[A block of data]
——————

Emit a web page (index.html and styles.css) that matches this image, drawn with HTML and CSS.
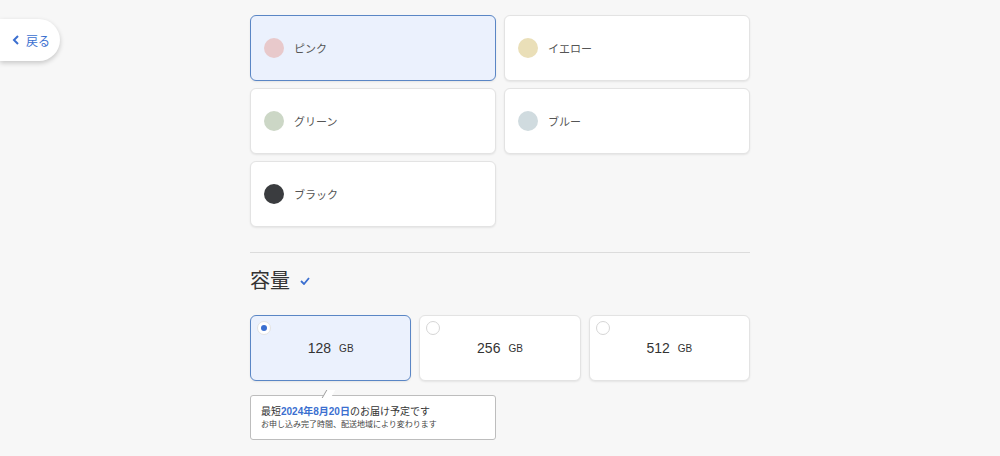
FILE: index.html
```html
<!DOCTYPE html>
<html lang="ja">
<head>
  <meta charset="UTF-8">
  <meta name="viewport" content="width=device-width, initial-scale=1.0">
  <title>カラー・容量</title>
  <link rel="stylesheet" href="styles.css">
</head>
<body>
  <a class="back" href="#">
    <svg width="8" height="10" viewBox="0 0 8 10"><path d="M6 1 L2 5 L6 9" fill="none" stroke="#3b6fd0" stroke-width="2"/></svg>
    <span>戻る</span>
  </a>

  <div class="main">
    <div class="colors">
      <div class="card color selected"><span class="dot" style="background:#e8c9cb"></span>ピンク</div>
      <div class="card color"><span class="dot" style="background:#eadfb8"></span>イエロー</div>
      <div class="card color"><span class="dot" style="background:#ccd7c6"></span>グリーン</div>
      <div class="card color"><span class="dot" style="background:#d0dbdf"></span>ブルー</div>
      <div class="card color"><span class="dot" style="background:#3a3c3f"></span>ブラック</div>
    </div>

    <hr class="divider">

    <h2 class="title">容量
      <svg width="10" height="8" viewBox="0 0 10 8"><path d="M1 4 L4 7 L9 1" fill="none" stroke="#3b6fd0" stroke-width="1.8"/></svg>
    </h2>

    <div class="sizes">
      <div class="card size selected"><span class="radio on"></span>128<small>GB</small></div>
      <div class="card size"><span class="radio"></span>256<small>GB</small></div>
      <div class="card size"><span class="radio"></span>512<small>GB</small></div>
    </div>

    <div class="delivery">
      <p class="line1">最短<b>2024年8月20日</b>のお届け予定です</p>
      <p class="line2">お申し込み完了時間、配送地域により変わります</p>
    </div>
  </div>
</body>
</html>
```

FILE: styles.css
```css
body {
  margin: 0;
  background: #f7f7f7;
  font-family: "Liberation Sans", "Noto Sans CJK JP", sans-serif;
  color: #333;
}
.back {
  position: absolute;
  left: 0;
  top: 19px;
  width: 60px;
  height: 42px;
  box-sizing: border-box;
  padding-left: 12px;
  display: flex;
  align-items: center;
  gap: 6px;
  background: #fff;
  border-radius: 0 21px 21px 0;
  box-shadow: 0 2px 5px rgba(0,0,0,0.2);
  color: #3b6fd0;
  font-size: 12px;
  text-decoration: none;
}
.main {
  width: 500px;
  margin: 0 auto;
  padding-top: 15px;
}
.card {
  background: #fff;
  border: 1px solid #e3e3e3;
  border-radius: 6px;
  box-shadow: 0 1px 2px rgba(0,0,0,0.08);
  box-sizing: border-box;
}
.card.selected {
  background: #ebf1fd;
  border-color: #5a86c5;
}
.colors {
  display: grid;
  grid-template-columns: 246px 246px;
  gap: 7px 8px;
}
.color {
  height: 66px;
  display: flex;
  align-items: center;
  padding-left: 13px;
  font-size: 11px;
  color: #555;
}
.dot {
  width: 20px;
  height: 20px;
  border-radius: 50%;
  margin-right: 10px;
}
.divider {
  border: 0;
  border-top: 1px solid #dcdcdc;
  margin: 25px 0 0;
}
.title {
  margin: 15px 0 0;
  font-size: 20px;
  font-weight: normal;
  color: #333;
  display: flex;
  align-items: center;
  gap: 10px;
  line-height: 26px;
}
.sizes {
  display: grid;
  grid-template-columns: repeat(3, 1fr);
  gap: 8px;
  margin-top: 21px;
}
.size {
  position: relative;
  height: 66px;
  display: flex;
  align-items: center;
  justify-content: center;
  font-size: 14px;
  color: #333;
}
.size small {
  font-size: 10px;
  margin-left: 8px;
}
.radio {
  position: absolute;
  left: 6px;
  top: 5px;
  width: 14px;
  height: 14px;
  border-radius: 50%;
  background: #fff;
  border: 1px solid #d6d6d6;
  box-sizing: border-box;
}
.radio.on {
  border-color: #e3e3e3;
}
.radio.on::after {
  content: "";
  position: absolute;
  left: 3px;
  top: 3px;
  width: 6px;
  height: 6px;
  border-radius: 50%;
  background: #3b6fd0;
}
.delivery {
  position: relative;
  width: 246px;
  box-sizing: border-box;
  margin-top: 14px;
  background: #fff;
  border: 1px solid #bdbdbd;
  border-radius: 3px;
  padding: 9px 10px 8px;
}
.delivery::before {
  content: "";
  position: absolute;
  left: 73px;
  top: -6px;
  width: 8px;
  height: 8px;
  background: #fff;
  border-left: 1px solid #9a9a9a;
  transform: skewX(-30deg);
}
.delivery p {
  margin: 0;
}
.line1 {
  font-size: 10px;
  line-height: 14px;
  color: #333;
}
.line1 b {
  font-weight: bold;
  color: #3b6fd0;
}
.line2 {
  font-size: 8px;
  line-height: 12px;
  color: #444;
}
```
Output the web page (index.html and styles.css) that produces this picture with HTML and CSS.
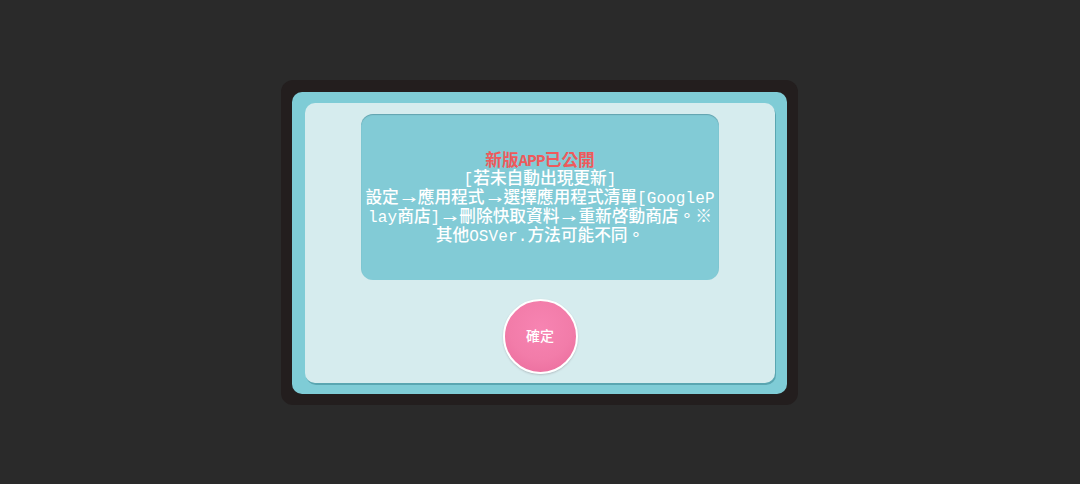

——————

Write out the whole listing exactly, and drop the pictures.

• Exercise solution:
Emit a web page (index.html and styles.css) that matches this image, drawn with HTML and CSS.
FILE: index.html
```html
<!DOCTYPE html>
<html lang="ja">
<head>
  <meta charset="UTF-8">
  <meta name="viewport" content="width=device-width, initial-scale=1.0">
  <title>カラー・容量</title>
  <link rel="stylesheet" href="styles.css">
</head>
<body>
  <a class="back" href="#">
    <svg width="8" height="10" viewBox="0 0 8 10"><path d="M6 1 L2 5 L6 9" fill="none" stroke="#3b6fd0" stroke-width="2"/></svg>
    <span>戻る</span>
  </a>

  <div class="main">
    <div class="colors">
      <div class="card color selected"><span class="dot" style="background:#e8c9cb"></span>ピンク</div>
      <div class="card color"><span class="dot" style="background:#eadfb8"></span>イエロー</div>
      <div class="card color"><span class="dot" style="background:#ccd7c6"></span>グリーン</div>
      <div class="card color"><span class="dot" style="background:#d0dbdf"></span>ブルー</div>
      <div class="card color"><span class="dot" style="background:#3a3c3f"></span>ブラック</div>
    </div>

    <hr class="divider">

    <h2 class="title">容量
      <svg width="10" height="8" viewBox="0 0 10 8"><path d="M1 4 L4 7 L9 1" fill="none" stroke="#3b6fd0" stroke-width="1.8"/></svg>
    </h2>

    <div class="sizes">
      <div class="card size selected"><span class="radio on"></span>128<small>GB</small></div>
      <div class="card size"><span class="radio"></span>256<small>GB</small></div>
      <div class="card size"><span class="radio"></span>512<small>GB</small></div>
    </div>

    <div class="delivery">
      <p class="line1">最短<b>2024年8月20日</b>のお届け予定です</p>
      <p class="line2">お申し込み完了時間、配送地域により変わります</p>
    </div>
  </div>
</body>
</html>
```

FILE: styles.css
```css
body {
  margin: 0;
  background: #f7f7f7;
  font-family: "Liberation Sans", "Noto Sans CJK JP", sans-serif;
  color: #333;
}
.back {
  position: absolute;
  left: 0;
  top: 19px;
  width: 60px;
  height: 42px;
  box-sizing: border-box;
  padding-left: 12px;
  display: flex;
  align-items: center;
  gap: 6px;
  background: #fff;
  border-radius: 0 21px 21px 0;
  box-shadow: 0 2px 5px rgba(0,0,0,0.2);
  color: #3b6fd0;
  font-size: 12px;
  text-decoration: none;
}
.main {
  width: 500px;
  margin: 0 auto;
  padding-top: 15px;
}
.card {
  background: #fff;
  border: 1px solid #e3e3e3;
  border-radius: 6px;
  box-shadow: 0 1px 2px rgba(0,0,0,0.08);
  box-sizing: border-box;
}
.card.selected {
  background: #ebf1fd;
  border-color: #5a86c5;
}
.colors {
  display: grid;
  grid-template-columns: 246px 246px;
  gap: 7px 8px;
}
.color {
  height: 66px;
  display: flex;
  align-items: center;
  padding-left: 13px;
  font-size: 11px;
  color: #555;
}
.dot {
  width: 20px;
  height: 20px;
  border-radius: 50%;
  margin-right: 10px;
}
.divider {
  border: 0;
  border-top: 1px solid #dcdcdc;
  margin: 25px 0 0;
}
.title {
  margin: 15px 0 0;
  font-size: 20px;
  font-weight: normal;
  color: #333;
  display: flex;
  align-items: center;
  gap: 10px;
  line-height: 26px;
}
.sizes {
  display: grid;
  grid-template-columns: repeat(3, 1fr);
  gap: 8px;
  margin-top: 21px;
}
.size {
  position: relative;
  height: 66px;
  display: flex;
  align-items: center;
  justify-content: center;
  font-size: 14px;
  color: #333;
}
.size small {
  font-size: 10px;
  margin-left: 8px;
}
.radio {
  position: absolute;
  left: 6px;
  top: 5px;
  width: 14px;
  height: 14px;
  border-radius: 50%;
  background: #fff;
  border: 1px solid #d6d6d6;
  box-sizing: border-box;
}
.radio.on {
  border-color: #e3e3e3;
}
.radio.on::after {
  content: "";
  position: absolute;
  left: 3px;
  top: 3px;
  width: 6px;
  height: 6px;
  border-radius: 50%;
  background: #3b6fd0;
}
.delivery {
  position: relative;
  width: 246px;
  box-sizing: border-box;
  margin-top: 14px;
  background: #fff;
  border: 1px solid #bdbdbd;
  border-radius: 3px;
  padding: 9px 10px 8px;
}
.delivery::before {
  content: "";
  position: absolute;
  left: 73px;
  top: -6px;
  width: 8px;
  height: 8px;
  background: #fff;
  border-left: 1px solid #9a9a9a;
  transform: skewX(-30deg);
}
.delivery p {
  margin: 0;
}
.line1 {
  font-size: 10px;
  line-height: 14px;
  color: #333;
}
.line1 b {
  font-weight: bold;
  color: #3b6fd0;
}
.line2 {
  font-size: 8px;
  line-height: 12px;
  color: #444;
}
```
Output the web page (index.html and styles.css) that produces this picture with HTML and CSS.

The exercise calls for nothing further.